■ **MATERIAL SUPPLIED**:

================

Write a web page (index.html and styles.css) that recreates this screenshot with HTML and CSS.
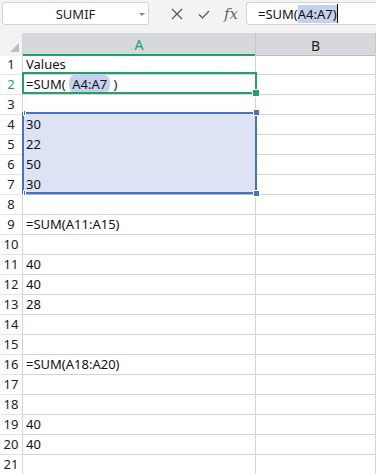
FILE: index.html
```html
<!DOCTYPE html>
<html lang="en">
<head>
    <meta charset="UTF-8">
    <meta name="viewport" content="width=device-width, initial-scale=1.0">
    <title>SUMIF</title>
    <link rel="stylesheet" href="styles.css">
</head>
<body>
    <div class="formula-bar">
        <div class="name-box">
            <span>SUMIF</span>
            <span class="caret"></span>
        </div>
        <div class="bar-icons">
            <svg width="14" height="14" viewBox="0 0 14 14"><path d="M2 2 L12 12 M12 2 L2 12" stroke="#555" stroke-width="1.2" fill="none"/></svg>
            <svg width="14" height="14" viewBox="0 0 14 14"><path d="M2 7.5 L5.5 11 L12 4" stroke="#555" stroke-width="1.2" fill="none"/></svg>
            <span class="fx">fx</span>
        </div>
        <div class="formula-input">=SUM(<span class="ref">A4:A7)</span><span class="cursor"></span></div>
    </div>

    <div class="sheet">
        <div class="col-headers">
            <div class="corner"><span class="corner-tri"></span></div>
            <div class="col-head active">A</div>
            <div class="col-head">B</div>
        </div>

        <div class="rows">
            <div class="row"><div class="num">1</div><div class="cell">Values</div><div class="cell"></div></div>
            <div class="row"><div class="num active">2</div><div class="cell">=SUM( <span class="ref">A4:A7</span> )</div><div class="cell"></div></div>
            <div class="row"><div class="num">3</div><div class="cell"></div><div class="cell"></div></div>
            <div class="row"><div class="num">4</div><div class="cell sel">30</div><div class="cell"></div></div>
            <div class="row"><div class="num">5</div><div class="cell sel">22</div><div class="cell"></div></div>
            <div class="row"><div class="num">6</div><div class="cell sel">50</div><div class="cell"></div></div>
            <div class="row"><div class="num">7</div><div class="cell sel">30</div><div class="cell"></div></div>
            <div class="row"><div class="num">8</div><div class="cell"></div><div class="cell"></div></div>
            <div class="row"><div class="num">9</div><div class="cell">=SUM(A11:A15)</div><div class="cell"></div></div>
            <div class="row"><div class="num">10</div><div class="cell"></div><div class="cell"></div></div>
            <div class="row"><div class="num">11</div><div class="cell">40</div><div class="cell"></div></div>
            <div class="row"><div class="num">12</div><div class="cell">40</div><div class="cell"></div></div>
            <div class="row"><div class="num">13</div><div class="cell">28</div><div class="cell"></div></div>
            <div class="row"><div class="num">14</div><div class="cell"></div><div class="cell"></div></div>
            <div class="row"><div class="num">15</div><div class="cell"></div><div class="cell"></div></div>
            <div class="row"><div class="num">16</div><div class="cell">=SUM(A18:A20)</div><div class="cell"></div></div>
            <div class="row"><div class="num">17</div><div class="cell"></div><div class="cell"></div></div>
            <div class="row"><div class="num">18</div><div class="cell"></div><div class="cell"></div></div>
            <div class="row"><div class="num">19</div><div class="cell">40</div><div class="cell"></div></div>
            <div class="row"><div class="num">20</div><div class="cell">40</div><div class="cell"></div></div>
            <div class="row"><div class="num">21</div><div class="cell"></div><div class="cell"></div></div>

            <!-- overlays: active cell A2 and referenced range A4:A7 -->
            <div class="active-cell"><span class="fill-handle"></span></div>
            <div class="range">
                <span class="handle tl"></span>
                <span class="handle bl"></span>
                <span class="handle tr"></span>
                <span class="handle br"></span>
            </div>
        </div>
    </div>
</body>
</html>
```

FILE: styles.css
```css
:root {
    --bar-bg: #f3f3f3;
    --head-bg: #d6d8dc;
    --grid: #d0d4dc;
    --green: #21a366;
    --blue: #4472c4;
    --sel-bg: #dde3f4;
    --sel-grid: #aab5d3;
    --ref-bg: #c5d1ee;
    --text: #111;
}

* {
    box-sizing: border-box;
    margin: 0;
    padding: 0;
}

body {
    width: 376px;
    height: 474px;
    overflow: hidden;
    background: #fff;
    color: var(--text);
    font-family: "Noto Sans", "Open Sans", sans-serif;
    font-size: 13px;
}

.formula-bar {
    height: 33px;
    background: var(--bar-bg);
    display: flex;
    align-items: flex-start;
    padding: 2px 0 0 2px;
}

.name-box {
    width: 147px;
    height: 23px;
    background: #fff;
    border: 1px solid #d4d4d4;
    border-radius: 3px;
    display: flex;
    align-items: center;
    justify-content: center;
    position: relative;
    font-size: 13px;
    color: #222;
}

.caret {
    position: absolute;
    right: 3px;
    top: 10px;
    border-left: 3px solid transparent;
    border-right: 3px solid transparent;
    border-top: 3px solid #888;
}

.bar-icons {
    width: 97px;
    height: 23px;
    display: flex;
    align-items: center;
    gap: 13px;
    padding-left: 21px;
}

.fx {
    font-family: "DejaVu Serif", "Liberation Serif", serif;
    font-style: italic;
    font-size: 15px;
    color: #666;
}

.formula-input {
    flex: 1;
    height: 23px;
    background: #fff;
    border: 1px solid #d4d4d4;
    border-right: none;
    border-radius: 3px 0 0 3px;
    display: flex;
    align-items: center;
    padding-left: 11px;
    font-size: 13px;
}

.formula-input .ref {
    background: var(--ref-bg);
    line-height: 18px;
}

.cursor {
    width: 1px;
    height: 19px;
    background: #000;
}

.col-headers {
    display: grid;
    grid-template-columns: 23px 233px 1fr;
    height: 20px;
}

.corner {
    background: var(--bar-bg);
    border-right: 1px solid var(--grid);
    position: relative;
}

.corner-tri {
    position: absolute;
    right: 3px;
    bottom: 4px;
    border-left: 9px solid transparent;
    border-bottom: 9px solid #bdbdbd;
}

.col-head {
    background: var(--head-bg);
    border-right: 1px solid #c4c7cc;
    border-bottom: 1px solid #b8bcc4;
    display: flex;
    align-items: center;
    justify-content: center;
    padding-top: 2px;
    font-size: 14px;
    color: #222;
}

.col-head.active {
    color: var(--green);
    border-bottom: 2px solid var(--green);
}

.rows {
    position: relative;
}

.row {
    display: grid;
    grid-template-columns: 23px 233px 1fr;
    height: 20px;
}

.num {
    border-right: 1px solid var(--grid);
    border-bottom: 1px solid #e2e4e8;
    text-align: center;
    font-size: 13px;
    padding-top: 2px;
    line-height: 19px;
    color: #222;
}

.num.active {
    color: var(--green);
}

.cell {
    border-right: 1px solid var(--grid);
    border-bottom: 1px solid var(--grid);
    padding: 2px 0 0 3px;
    line-height: 19px;
    white-space: nowrap;
}

.cell.sel {
    background: var(--sel-bg);
    border-bottom-color: var(--sel-grid);
}

.cell .ref {
    background: var(--ref-bg);
    border-radius: 8px;
    padding: 1px 3px;
}

.active-cell {
    position: absolute;
    left: 22px;
    top: 19px;
    width: 235px;
    height: 22px;
    border: 2px solid var(--green);
}

.fill-handle {
    position: absolute;
    right: -4px;
    bottom: -4px;
    width: 6px;
    height: 6px;
    background: var(--green);
    outline: 1px solid #fff;
}

.range {
    position: absolute;
    left: 22px;
    top: 59px;
    width: 235px;
    height: 82px;
    border: 2px solid var(--blue);
}

.handle {
    position: absolute;
    background: var(--blue);
    border: 1px solid #fff;
}

.handle.tr,
.handle.br {
    width: 7px;
    height: 7px;
    right: -5px;
}

.handle.tr { top: -5px; }
.handle.br { bottom: -5px; }

.handle.tl,
.handle.bl {
    width: 3px;
    height: 6px;
    left: -1px;
}

.handle.tl { top: -4px; }
.handle.bl { bottom: -4px; }
```
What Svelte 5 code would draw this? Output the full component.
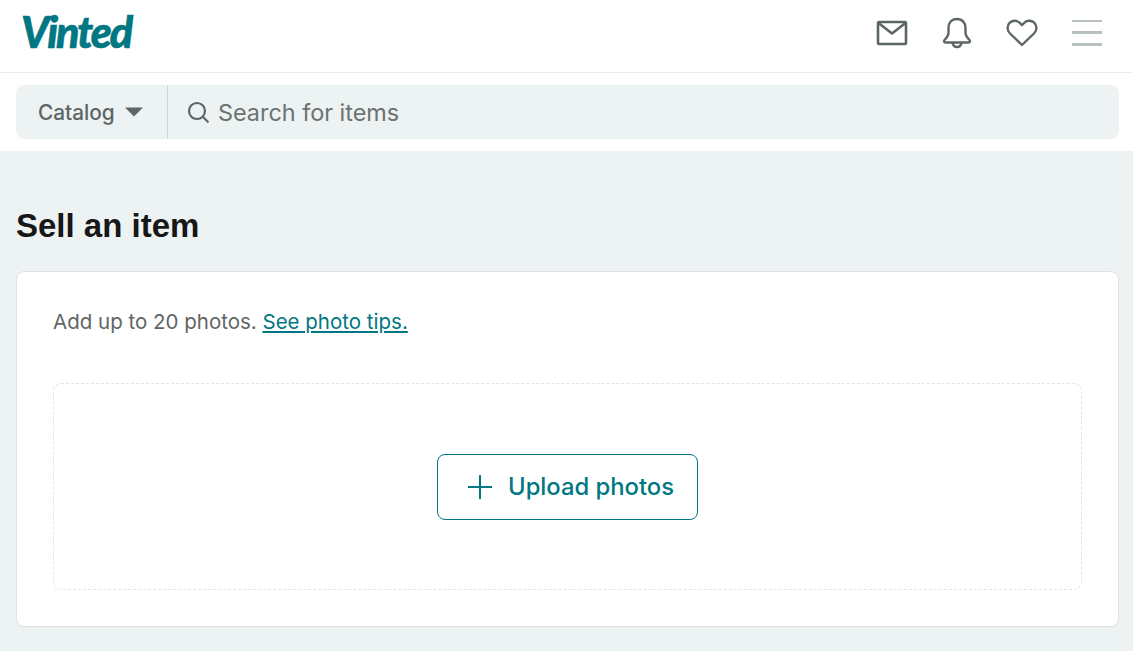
<script lang="ts">
	const headerIcons = ['mail', 'bell', 'heart'];
</script>

<div class="page">
	<header class="top">
		<div class="top-row">
			<a class="logo" href="#home">Vinted</a>
			<nav class="icons">
				{#each headerIcons as icon}
					<button class="icon-btn" aria-label={icon}>
						{#if icon === 'mail'}
							<svg width="32" height="26" viewBox="0 0 32 26" fill="none" stroke="#5c6666" stroke-width="2.6" stroke-linejoin="round">
								<rect x="2" y="2" width="28" height="22" rx="1" />
								<path d="M2.500 3 16 13.500 29.500 3" />
							</svg>
						{:else if icon === 'bell'}
							<svg width="30" height="32" viewBox="0 0 30 32" fill="none" stroke="#5c6666" stroke-width="2.4" stroke-linejoin="round">
								<path d="M15 2c-5.500 0-8.500 4-8.500 9v4.500c0 3-1.500 5-4 7.500-1 1-.5 2.500 1 2.500h23c1.500 0 2-1.500 1-2.500-2.500-2.500-4-4.500-4-7.500V11c0-5-3-9-8.500-9Z" />
								<path d="M10.500 26c.5 2.500 2.300 4 4.500 4s4-1.500 4.500-4" />
							</svg>
						{:else}
							<svg width="32" height="28" viewBox="0 0 32 28" fill="none" stroke="#5c6666" stroke-width="2.4" stroke-linejoin="round">
								<path d="M16 26 4 14.500C.8 11.300.8 6.500 3.800 3.700c3-2.700 7.700-2.500 10.400.5L16 6.200l1.800-2c2.700-3 7.400-3.200 10.400-.5 3 2.800 3 7.600-.2 10.800L16 26Z" />
							</svg>
						{/if}
					</button>
				{/each}
				<button class="burger" aria-label="menu">
					<span></span>
					<span></span>
					<span></span>
				</button>
			</nav>
		</div>
		<div class="search-row">
			<div class="search">
				<button class="catalog">
					Catalog
					<svg width="18" height="10" viewBox="0 0 18 10"><path d="M0 .5h18L9 9.500Z" fill="#5c6666" /></svg>
				</button>
				<div class="field">
					<svg width="22" height="22" viewBox="0 0 22 22" fill="none" stroke="#5c6666" stroke-width="2.200">
						<circle cx="10" cy="10" r="8" />
						<path d="m15.800 15.800 5 5" stroke-linecap="round" />
					</svg>
					<span class="placeholder">Search for items</span>
				</div>
			</div>
		</div>
	</header>

	<main class="content">
		<h1>Sell an item</h1>
		<section class="card">
			<p class="hint">Add up to 20 photos. <a href="#tips">See photo tips.</a></p>
			<div class="dropzone">
				<button class="upload">
					<svg width="26" height="26" viewBox="0 0 26 26" stroke="#007782" stroke-width="2" fill="none">
						<path d="M13 1v24M1 13h24" />
					</svg>
					Upload photos
				</button>
			</div>
		</section>
	</main>
</div>

<style>
	:global(body) {
		background: #edf2f2;
	}

	.page {
		height: 651px;
		overflow: hidden;
		background: #edf2f2;
		font-family: Inter, 'Noto Sans', sans-serif;
	}

	.top {
		background: #fff;
	}

	.top-row {
		height: 73px;
		box-sizing: border-box;
		border-bottom: 1px solid #ebebeb;
		display: flex;
		align-items: center;
		justify-content: space-between;
		padding: 0 31px 7px 21px;
	}

	.logo {
		color: #007782;
		font-family: Lato, sans-serif;
		font-weight: 900;
		font-style: italic;
		font-size: 43px;
		letter-spacing: -2px;
		-webkit-text-stroke: 0.6px #007782;
		text-decoration: none;
		line-height: 1;
		padding-bottom: 2px;
	}

	.icons {
		display: flex;
		align-items: center;
		gap: 31px;
	}

	.icon-btn,
	.burger,
	.catalog,
	.upload {
		border: 0;
		padding: 0;
		background: none;
		font-family: inherit;
	}

	.icon-btn {
		width: 34px;
		display: flex;
		justify-content: center;
	}

	.burger {
		width: 30px;
		height: 26px;
		margin-left: 2px;
		display: flex;
		flex-direction: column;
		justify-content: space-between;
	}

	.burger span {
		height: 2.500px;
		background: #b8c0c2;
	}

	.search-row {
		padding: 12px 14px 12px 16px;
	}

	.search {
		height: 54px;
		background: #edf2f2;
		border-radius: 8px;
		display: flex;
		align-items: stretch;
	}

	.catalog {
		width: 152px;
		box-sizing: border-box;
		border-right: 1px solid #ced5d6;
		display: flex;
		align-items: center;
		gap: 10px;
		padding-left: 22px;
		font-size: 20.800px;
		font-weight: 500;
		color: #5c6666;
	}

	.field {
		display: flex;
		align-items: center;
		gap: 9px;
		padding-left: 19px;
	}

	.placeholder {
		font-size: 23.400px;
		color: #6b7272;
	}

	.content {
		padding: 55px 14px 0 16px;
	}

	h1 {
		margin: 0 0 25px;
		font-family: 'Liberation Sans', Arial, sans-serif;
		font-size: 33px;
		line-height: 40px;
		font-weight: 700;
		color: #171717;
	}

	.card {
		height: 356px;
		box-sizing: border-box;
		background: #fff;
		border: 1px solid #dfe3e3;
		border-radius: 8px;
		padding: 36px;
	}

	.hint {
		margin: 0 0 47px;
		font-size: 20.500px;
		line-height: 28px;
		color: #5f6666;
	}

	.hint a {
		color: #007782;
	}

	.dropzone {
		height: 207px;
		box-sizing: border-box;
		border: 1px dashed #e2e5e5;
		border-radius: 8px;
		display: flex;
		align-items: center;
		justify-content: center;
	}

	.upload {
		width: 261px;
		height: 66px;
		box-sizing: border-box;
		border: 1px solid #007782;
		border-radius: 8px;
		padding-left: 6px;
		display: flex;
		align-items: center;
		justify-content: center;
		gap: 15px;
		font-size: 23.800px;
		font-weight: 500;
		color: #007782;
	}
</style>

================

■ **THE REQUEST**:
Looking at the data above, how many lines hold the word "this"? Respond with the number alone.

■ **ANSWER TO THE EXERCISE**:
2